A New Jewish Plotline
Briefly

A New Jewish Plotline
"The plot of every Jewish holiday goes something like this: They tried to kill us, we survived, let's eat. On Purim, we revel in the tale of a Persian court adviser who tries and fails to exterminate the Jews. We skip the part where, after he is hanged, those same Jews kill 75,000 Persians as a form of preemptive self-defense. At Seder, we make a meal out of being slaves in Egypt; Hagar, the Egyptian slave owned by Abraham and Sarah, tends to go unmentioned."
"These details didn't make it into my religious education. They would have complicated the larger narrative that many Jews tell ourselves and others about who we are: a powerless, morally infallible minority struggling to stay alive in a world that wants us dead. I understand the appeal of this story. Telling it keeps us tethered to our past, which all too often has been a history of persecution."
Religious and cultural retellings of Jewish history frequently frame Jewishness as enduring persecution and survival, culminating in ritualized celebration.

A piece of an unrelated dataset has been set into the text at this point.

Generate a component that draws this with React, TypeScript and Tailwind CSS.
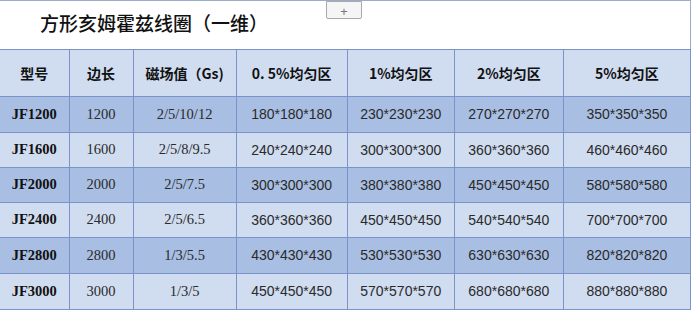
import React from "react";

const head = ["型号", "边长", "磁场值（Gs)", "0. 5%均匀区", "1%均匀区", "2%均匀区", "5%均匀区"];
const widths = ["w-[69px]", "w-[64px]", "w-[103px]", "w-[111px]", "w-[107px]", "w-[109px]", "w-[127px]"];

const rows = [
  ["JF1200", "1200", "2/5/10/12", "180*180*180", "230*230*230", "270*270*270", "350*350*350"],
  ["JF1600", "1600", "2/5/8/9.5", "240*240*240", "300*300*300", "360*360*360", "460*460*460"],
  ["JF2000", "2000", "2/5/7.5", "300*300*300", "380*380*380", "450*450*450", "580*580*580"],
  ["JF2400", "2400", "2/5/6.5", "360*360*360", "450*450*450", "540*540*540", "700*700*700"],
  ["JF2800", "2800", "1/3/5.5", "430*430*430", "530*530*530", "630*630*630", "820*820*820"],
  ["JF3000", "3000", "1/3/5", "450*450*450", "570*570*570", "680*680*680", "880*880*880"],
];

const heights = ["h-[36px]", "h-[35px]", "h-[35px]", "h-[35px]", "h-[36px]", "h-[36px]"];

export default function App() {
  return (
    <div className="w-[691px] h-[312px] bg-white overflow-hidden">
      {/* title strip */}
      <div className="relative h-[49px] border-t border-r border-[#9aaccb] flex items-center pl-[40px]">
        <h1
          className="text-[19px] font-medium text-[#111] pb-[3px]"
          style={{ fontFamily: '"Noto Sans CJK SC", sans-serif' }}
        >
          方形亥姆霍兹线圈（一维）
        </h1>
        <button className="absolute left-[326px] top-0 w-[36px] h-[18px] bg-[#f5f5f5] border border-[#a9a9a9] rounded-b-[2px] flex items-center justify-center pt-[2px] text-[#777] text-[13px] leading-none">
          +
        </button>
      </div>

      <table className="table-fixed border-collapse w-[691px]">
        <colgroup>
          {widths.map((w, i) => (
            <col key={i} className={w} />
          ))}
        </colgroup>
        <thead>
          <tr className="h-[47px] bg-[#d0dcf0]">
            {head.map((h, i) => (
              <th
                key={i}
                className={`border border-[#7b93c9] text-[14px] font-bold text-[#111] text-center ${i === 0 ? "border-l-0" : ""}`}
                style={{ fontFamily: '"Noto Sans CJK SC", sans-serif' }}
              >
                {h}
              </th>
            ))}
          </tr>
        </thead>
        <tbody>
          {rows.map((r, ri) => (
            <tr key={ri} className={`${heights[ri]} ${ri % 2 === 0 ? "bg-[#a8bee2]" : "bg-[#d0dcf0]"}`}>
              {r.map((c, ci) => (
                <td
                  key={ci}
                  className={`border border-[#7b93c9] text-center p-0 ${ci === 0 ? "border-l-0 font-bold text-[14.5px] text-[#111]" : "text-[#2a2a2a]"} ${ci < 3 && ci > 0 ? "text-[14.5px]" : ""} ${ci >= 3 ? "text-[14px]" : ""}`}
                  style={{
                    fontFamily: ci < 3 ? '"Liberation Serif", serif' : '"Liberation Sans", sans-serif',
                  }}
                >
                  {c}
                </td>
              ))}
            </tr>
          ))}
        </tbody>
      </table>
    </div>
  );
}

Many educational narratives omit episodes in which Jews inflicted violence or benefitted from power, simplifying identity into a morally infallible, endangered minority. Contemporary events, including recent deadly attacks and the October 7 massacre, reinforce a sense of ongoing vulnerability. Statistical indicators show substantial economic, political, and institutional influence among Jews in the United States and Israel. The scale of Israeli military actions in Gaza exposes contradictions between the lived power of many Jews and the prevailing victim-centered collective self-image.